Key Takeaways for Investors

  • Guidance reset reflects timing headwinds, not demand or asset quality; management reaffirmed multi-year CAGRs and highlighted robust acquisition pipeline, supporting the medium-term growth thesis .
  • Variable-rate exposure (54% of PPAs) is a structural asset that can drive revenue upside as retail utility rates rise, creating embedded operating leverage without incremental capex .
  • Near-term catalysts: monetization of deferred community solar credits (~$4M) in Q3–Q4 and onboarding of targeted market-specific projects as the new go-to-market approach takes hold .
  • Asset redevelopment strategy (e.g., Hamilton, NJ) and incumbency at interconnected sites offer self-help levers to enhance returns while bypassing some interconnection bottlenecks .

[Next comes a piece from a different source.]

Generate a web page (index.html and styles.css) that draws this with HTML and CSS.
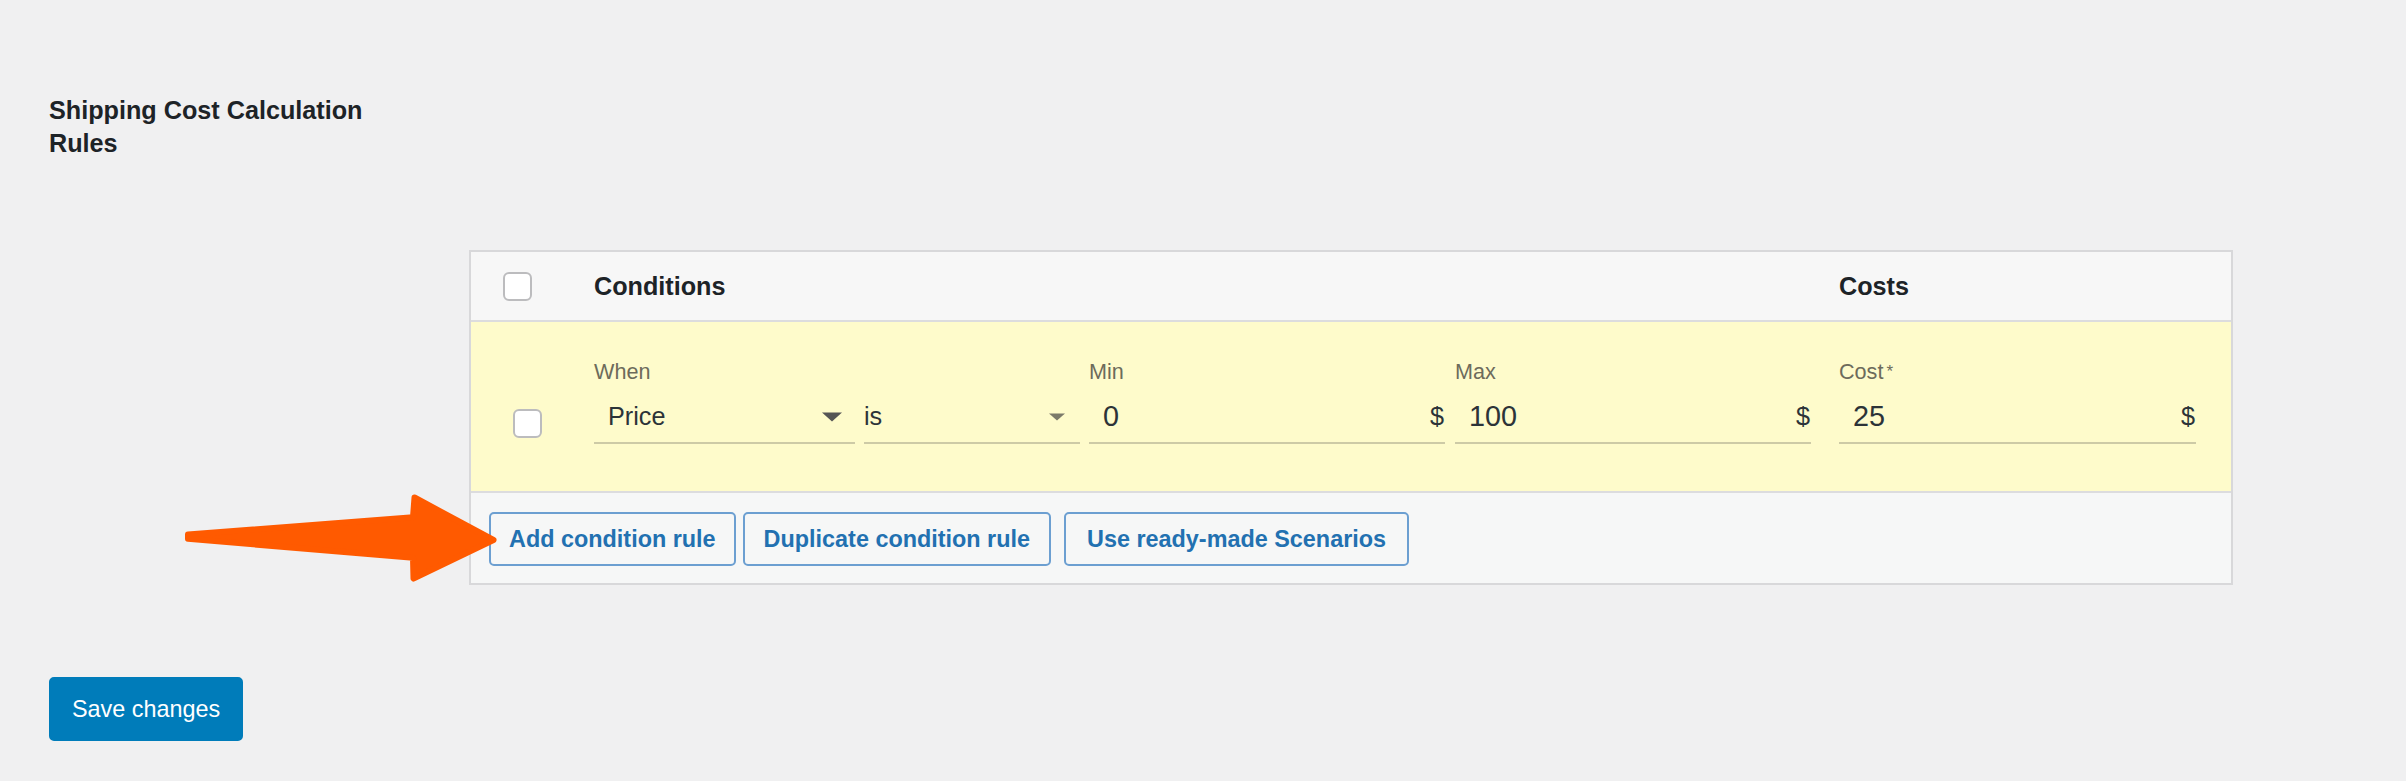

  • Financing runway remains adequate: $92.3M cash & restricted at Q2-end, plus construction facility and revolver capacity; no equity financing indicated in prior materials, supporting disciplined growth funding .
  • Watch execution velocity and utility timelines: Interconnection delays are the key operational swing factor; expect quarterly lumpiness despite confident 3-year growth trajectory .
  • Non-GAAP vs GAAP: Q2 GAAP net income benefitted from alignment shares remeasurement and a one-time tax benefit; adjusted EBITDA is the better metric for underlying performance and margin trends .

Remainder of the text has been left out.